This brought me back to when the kids were very young. Discovering an ant for the first time from the edge of a picnic blanket as it carried food twice its size and made its way through the grass only to mount a sandy mound and disappear down a hole was nothing less than wonderful.
Saving this moth for a proper burial, seemed fitting. The laundry could wait a few minutes.
Leaning in to lift it out of the sink created a current of air perhaps which revived it, for the moth moved its thin appendages slightly. At once the retrieval became a rescue, but how to help without harming this innocent life? We all know that a laundry sink with its regular exposure to industrial chemicals, harsh soaps and whatever nanoparticles a laundry sink might encounter was certainly an unfriendly environment to a tiny moth used to being in a natural setting.
Disarming perceived danger also comes with its own unique hidden dangers. I wanted to think it through, but I could sense that time was ticking for this small indefensible creature.
I thought of scooping it up with a spatula, but that seemed a sledgehammer solution, given the thick, stainless steel edge not suited to the delicate nature of the moth’s wings.
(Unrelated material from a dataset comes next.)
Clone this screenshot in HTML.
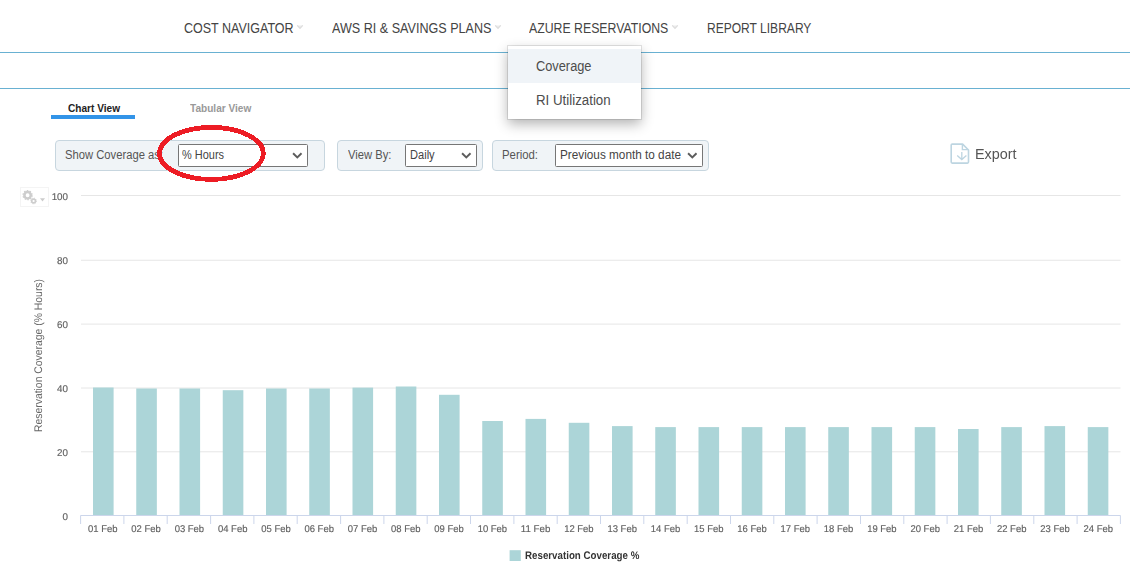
<!DOCTYPE html>
<html><head><meta charset="utf-8"><title>Azure Reservations Coverage</title>
<style>
html,body{margin:0;padding:0;background:#fff;}
body{width:1135px;height:579px;position:relative;overflow:hidden;font-family:"Liberation Sans",Arial,sans-serif;}
.abs{position:absolute;white-space:nowrap;}
.nav,.tab,.fl,.sx,.dd span,.sel span{transform-origin:0 50%;}
.nav{position:absolute;top:20px;font-size:14px;line-height:16px;color:#444;white-space:nowrap;}
.car{position:absolute;top:24px;width:8px;height:6px;}
.hr{position:absolute;left:0;width:1130px;height:1px;background:#69b1d2;}
.dd{position:absolute;left:508px;top:46px;width:133px;height:73px;background:#fff;box-shadow:0 0 0 1px rgba(0,0,0,.1),0 5px 12px rgba(0,0,0,.3);}
.dd div{position:absolute;left:0;width:133px;height:34px;}
.dd span{position:absolute;left:28px;top:9px;font-size:14px;line-height:16px;color:#4c4c4c;white-space:nowrap;}
.tab{position:absolute;top:102px;font-size:11px;line-height:13px;font-weight:bold;white-space:nowrap;}
.fb{position:absolute;top:140px;height:29px;border:1px solid #c7d6df;border-radius:4px;background:#f0f4f7;}
.fl{position:absolute;top:148px;font-size:12.5px;line-height:14px;color:#555;white-space:nowrap;}
.sel{position:absolute;top:144px;height:20.5px;border:1px solid #767676;border-radius:1.5px;background:#fff;}
.sel span{position:absolute;left:2.4px;top:2.8px;font-size:12.5px;line-height:14px;color:#444;white-space:nowrap;}
.sel svg{position:absolute;right:4.1px;top:6.5px;}
svg text{font-family:"Liberation Sans",Arial,sans-serif;text-rendering:geometricPrecision;}
</style></head><body>
<div class="nav" id="n1" style="left:183.5px;transform:scaleX(0.8935)">COST NAVIGATOR</div><svg class="car" style="left:296px" viewBox="0 0 8 6"><path d="M1.2 1.4L4 4.3L6.8 1.4" fill="#ececec" stroke="#dcdcdc" stroke-width="1.2"/></svg>
<div class="nav" id="n2" style="left:331.5px;transform:scaleX(0.8986)">AWS RI &amp; SAVINGS PLANS</div><svg class="car" style="left:494px" viewBox="0 0 8 6"><path d="M1.2 1.4L4 4.3L6.8 1.4" fill="#ececec" stroke="#dcdcdc" stroke-width="1.2"/></svg>
<div class="nav" id="n3" style="left:528.5px;transform:scaleX(0.8778)">AZURE RESERVATIONS</div><svg class="car" style="left:671px" viewBox="0 0 8 6"><path d="M1.2 1.4L4 4.3L6.8 1.4" fill="#ececec" stroke="#dcdcdc" stroke-width="1.2"/></svg>
<div class="nav" id="n4" style="left:706.5px;transform:scaleX(0.86)">REPORT LIBRARY</div>
<div class="hr" style="top:52px"></div>
<div class="hr" style="top:88px"></div>
<div class="dd"><div style="top:3px;background:#f0f4f8"><span id="d1" style="transform:scaleX(0.914)">Coverage</span></div><div style="top:37px"><span id="d2" style="transform:scaleX(0.95)">RI Utilization</span></div></div>

<div class="tab" id="t1" style="left:68px;color:#222;transform:scaleX(0.918)">Chart View</div>
<div class="abs" style="left:51px;top:115.4px;width:84px;height:3.4px;background:#3294e8"></div>
<div class="tab" id="t2" style="left:190px;color:#999;transform:scaleX(0.917)">Tabular View</div>

<div class="fb" style="left:55px;width:268px"></div>
<div class="fl" id="f1" style="left:64.6px;transform:scaleX(0.8988)">Show Coverage as:</div>
<div class="sel" style="left:178px;width:128px"><span id="s1" style="left:3.4px;transform:scaleX(0.8765)">% Hours</span><svg width="10.6" height="7.4" viewBox="0 0 10 7"><path d="M1 1.2L5 5.2L9 1.2" fill="none" stroke="#5c5c5c" stroke-width="1.8"/></svg></div>

<div class="fb" style="left:337px;width:144px"></div>
<div class="fl" id="f2" style="left:347.8px;transform:scaleX(0.8969)">View By:</div>
<div class="sel" style="left:405px;width:70px"><span id="s2" style="left:3.5px;transform:scaleX(0.8881)">Daily</span><svg width="10.6" height="7.4" viewBox="0 0 10 7"><path d="M1 1.2L5 5.2L9 1.2" fill="none" stroke="#5c5c5c" stroke-width="1.8"/></svg></div>

<div class="fb" style="left:492px;width:215px"></div>
<div class="fl" id="f3" style="left:501.6px;transform:scaleX(0.9087)">Period:</div>
<div class="sel" style="left:555px;width:145.5px"><span id="s3" style="left:3.6px;transform:scaleX(0.9413)">Previous month to date</span><svg width="10.6" height="7.4" viewBox="0 0 10 7"><path d="M1 1.2L5 5.2L9 1.2" fill="none" stroke="#5c5c5c" stroke-width="1.8"/></svg></div>

<svg class="abs" style="left:949px;top:142px" width="23" height="24" viewBox="0 0 23 24"><path d="M3.2 2.1H13.6L19.5 8V20.1Q19.5 21.1 18.5 21.1H3.2Q2.2 21.1 2.2 20.1V3.1Q2.2 2.1 3.2 2.1Z" fill="#fff" stroke="#bdd5e1" stroke-width="1.6" stroke-linejoin="round"/><path d="M13.4 2.4V7.6H19.2" fill="none" stroke="#bdd5e1" stroke-width="1.4"/><path d="M12.8 9.9V17.4M8.2 13.4L12.8 17.6L17.4 13.4" fill="none" stroke="#bdd5e1" stroke-width="1.3"/></svg>
<div class="abs" id="ex" style="left:974.8px;top:146px;font-size:14px;line-height:17px;color:#555;will-change:transform;transform:scaleX(1.028);transform-origin:0 50%">Export</div>

<svg class="abs" style="left:0;top:0" width="1135" height="579" viewBox="0 0 1135 579">
<ellipse shape-rendering="crispEdges" cx="211.4" cy="153.4" rx="51.9" ry="26" fill="none" stroke="#ed1c24" stroke-width="4.8"/>
<rect x="20.5" y="187.5" width="28" height="19" fill="none" stroke="#f4f4f4"/>
<g fill="none" stroke="#cdcdcd"><circle cx="27.6" cy="195.2" r="3.2" stroke-width="2.5"/><circle cx="27.6" cy="195.2" r="4.6" stroke-width="1.1" stroke-dasharray="1.6 1.29"/><circle cx="33.6" cy="201" r="1.9" stroke-width="1.6"/><circle cx="33.6" cy="201" r="2.9" stroke-width="0.8" stroke-dasharray="1.1 1.18"/></g>
<path d="M40 198.3H45L42.5 201.6Z" fill="#ccc"/>
<path d="M81 195.5H1120.5M81 260.25H1120.5M81 324.1H1120.5M81 388.0H1120.5M81 451.8H1120.5" stroke="#e6e6e6" stroke-width="1" fill="none"/>
<g fill="#acd5d8"><rect x="93.00" y="387.5" width="20.6" height="128.0"/><rect x="136.25" y="388.5" width="20.6" height="127.0"/><rect x="179.50" y="388.5" width="20.6" height="127.0"/><rect x="222.75" y="390.2" width="20.6" height="125.3"/><rect x="266.00" y="388.5" width="20.6" height="127.0"/><rect x="309.25" y="388.5" width="20.6" height="127.0"/><rect x="352.50" y="387.6" width="20.6" height="127.9"/><rect x="395.75" y="386.5" width="20.6" height="129.0"/><rect x="439.00" y="394.8" width="20.6" height="120.7"/><rect x="482.25" y="421" width="20.6" height="94.5"/><rect x="525.50" y="418.9" width="20.6" height="96.6"/><rect x="568.75" y="422.8" width="20.6" height="92.7"/><rect x="612.00" y="426.1" width="20.6" height="89.4"/><rect x="655.25" y="427.1" width="20.6" height="88.4"/><rect x="698.50" y="427.1" width="20.6" height="88.4"/><rect x="741.75" y="427.1" width="20.6" height="88.4"/><rect x="785.00" y="427.1" width="20.6" height="88.4"/><rect x="828.25" y="427.1" width="20.6" height="88.4"/><rect x="871.50" y="427.1" width="20.6" height="88.4"/><rect x="914.75" y="427.1" width="20.6" height="88.4"/><rect x="958.00" y="429" width="20.6" height="86.5"/><rect x="1001.25" y="427.1" width="20.6" height="88.4"/><rect x="1044.50" y="426.1" width="20.6" height="89.4"/><rect x="1087.75" y="427.1" width="20.6" height="88.4"/></g>
<path d="M80.5 515.5H1120.5M80.6 515.5V524M123.9 515.5V524M167.2 515.5V524M210.6 515.5V524M253.9 515.5V524M297.2 515.5V524M340.6 515.5V524M383.9 515.5V524M427.2 515.5V524M470.5 515.5V524M513.9 515.5V524M557.2 515.5V524M600.5 515.5V524M643.8 515.5V524M687.2 515.5V524M730.5 515.5V524M773.8 515.5V524M817.1 515.5V524M860.5 515.5V524M903.8 515.5V524M947.1 515.5V524M990.4 515.5V524M1033.8 515.5V524M1077.1 515.5V524M1120.4 515.5V524" stroke="#ccd6eb" stroke-width="1" fill="none"/>
<g font-size="9.8" fill="#606060" stroke="#606060" stroke-width="0.15" text-anchor="end" id="yl"><text x="68" y="199.9">100</text><text x="68" y="263.9">80</text><text x="68" y="328.0">60</text><text x="68" y="392.0">40</text><text x="68" y="456.1">20</text><text x="68" y="520.1">0</text></g>
<g font-size="9.8" fill="#606060" stroke="#606060" stroke-width="0.15" text-anchor="middle" id="xl"><text x="102.8" y="532" textLength="29.5" lengthAdjust="spacingAndGlyphs">01 Feb</text><text x="146.1" y="532" textLength="29.5" lengthAdjust="spacingAndGlyphs">02 Feb</text><text x="189.4" y="532" textLength="29.5" lengthAdjust="spacingAndGlyphs">03 Feb</text><text x="232.7" y="532" textLength="29.5" lengthAdjust="spacingAndGlyphs">04 Feb</text><text x="276.0" y="532" textLength="29.5" lengthAdjust="spacingAndGlyphs">05 Feb</text><text x="319.2" y="532" textLength="29.5" lengthAdjust="spacingAndGlyphs">06 Feb</text><text x="362.5" y="532" textLength="29.5" lengthAdjust="spacingAndGlyphs">07 Feb</text><text x="405.8" y="532" textLength="29.5" lengthAdjust="spacingAndGlyphs">08 Feb</text><text x="449.1" y="532" textLength="29.5" lengthAdjust="spacingAndGlyphs">09 Feb</text><text x="492.4" y="532" textLength="29.5" lengthAdjust="spacingAndGlyphs">10 Feb</text><text x="535.6" y="532" textLength="29.5" lengthAdjust="spacingAndGlyphs">11 Feb</text><text x="578.9" y="532" textLength="29.5" lengthAdjust="spacingAndGlyphs">12 Feb</text><text x="622.2" y="532" textLength="29.5" lengthAdjust="spacingAndGlyphs">13 Feb</text><text x="665.5" y="532" textLength="29.5" lengthAdjust="spacingAndGlyphs">14 Feb</text><text x="708.8" y="532" textLength="29.5" lengthAdjust="spacingAndGlyphs">15 Feb</text><text x="752.1" y="532" textLength="29.5" lengthAdjust="spacingAndGlyphs">16 Feb</text><text x="795.3" y="532" textLength="29.5" lengthAdjust="spacingAndGlyphs">17 Feb</text><text x="838.6" y="532" textLength="29.5" lengthAdjust="spacingAndGlyphs">18 Feb</text><text x="881.9" y="532" textLength="29.5" lengthAdjust="spacingAndGlyphs">19 Feb</text><text x="925.2" y="532" textLength="29.5" lengthAdjust="spacingAndGlyphs">20 Feb</text><text x="968.5" y="532" textLength="29.5" lengthAdjust="spacingAndGlyphs">21 Feb</text><text x="1011.7" y="532" textLength="29.5" lengthAdjust="spacingAndGlyphs">22 Feb</text><text x="1055.0" y="532" textLength="29.5" lengthAdjust="spacingAndGlyphs">23 Feb</text><text x="1098.3" y="532" textLength="29.5" lengthAdjust="spacingAndGlyphs">24 Feb</text></g>
<text id="yt" transform="translate(42,355.5) rotate(-90)" text-anchor="middle" font-size="11" fill="#666" textLength="153" lengthAdjust="spacingAndGlyphs">Reservation Coverage (% Hours)</text>
<rect x="509.6" y="550.2" width="11.2" height="10.8" fill="#acd5d8"/>
<text id="lg" x="525" y="559" font-size="11" font-weight="bold" fill="#333" textLength="114.3" lengthAdjust="spacingAndGlyphs">Reservation Coverage %</text>
</svg>
</body></html>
Wings wet and clung together. Wings which would require just as delicate an operation to free them. Acting without thinking could be certain death. After all, a life was at stake. On the other hand, inaction was just as risky. Teaching a child that life is precious can begin with one moth being saved.
As parents, we hope that whenever our children are trapped and in trouble, there would be thoughtful, swift action by those in charge.
I went to the kitchen, tore off a paper towel and scanned the counter for a suitable implement. Something soft and precise, that would aid in the moth’s best chance for survival.
As parents, we have power in these situations, and how we behave is exemplary to our kids. Even a small child is a giant when it comes to a bug underfoot. And these encounters can offer lessons in courage and empathy for our kids.
Pointing out a Bumble bee buzzing from bloom to bloom in all of its pollinating industry and its black and yellow fuzz serves to show a child there’s little to be afraid of and more to notice. I think of watching a spider weaving its web with a childhood friend. There must have been an adult in our young lives who taught us early on that a gray spider was just doing what it was supposed to do. Someone showed us it was a natural thing worth observing.
So in the case of a moth splashed down and stuck to the laundry sink, it is true that it would’ve been quicker to scrape it out of the way and wash it down the drain without a care. But what if there were a lesson there?
Our hands, can be weapons of war, swiftly and violently ending a life of a tiny being, and they can just as well be tools of peace and love, saving a life. As moms, we intuitively know our kids watch and learn by what we say and do. In our hearts and minds we carry a kind of natural law which says, first do no harm. Observe and learn.
That’s when I spied the yellow watercolors paintbrush which Scarlett had used last. It was in a bouquet of dish scrubbers and various bottle brushes I kept near the kitchen faucet. I plucked it out and returned to the laundry room forming a plan on the way.
Gingerly, I used the paper towel to sop up the small pools of water trapping the moth. It surprised me by coming to life, climbing onto the fine hairs of the child’s paintbrush where it held fast until it took flight into the great outdoors, a natural and beautiful sight.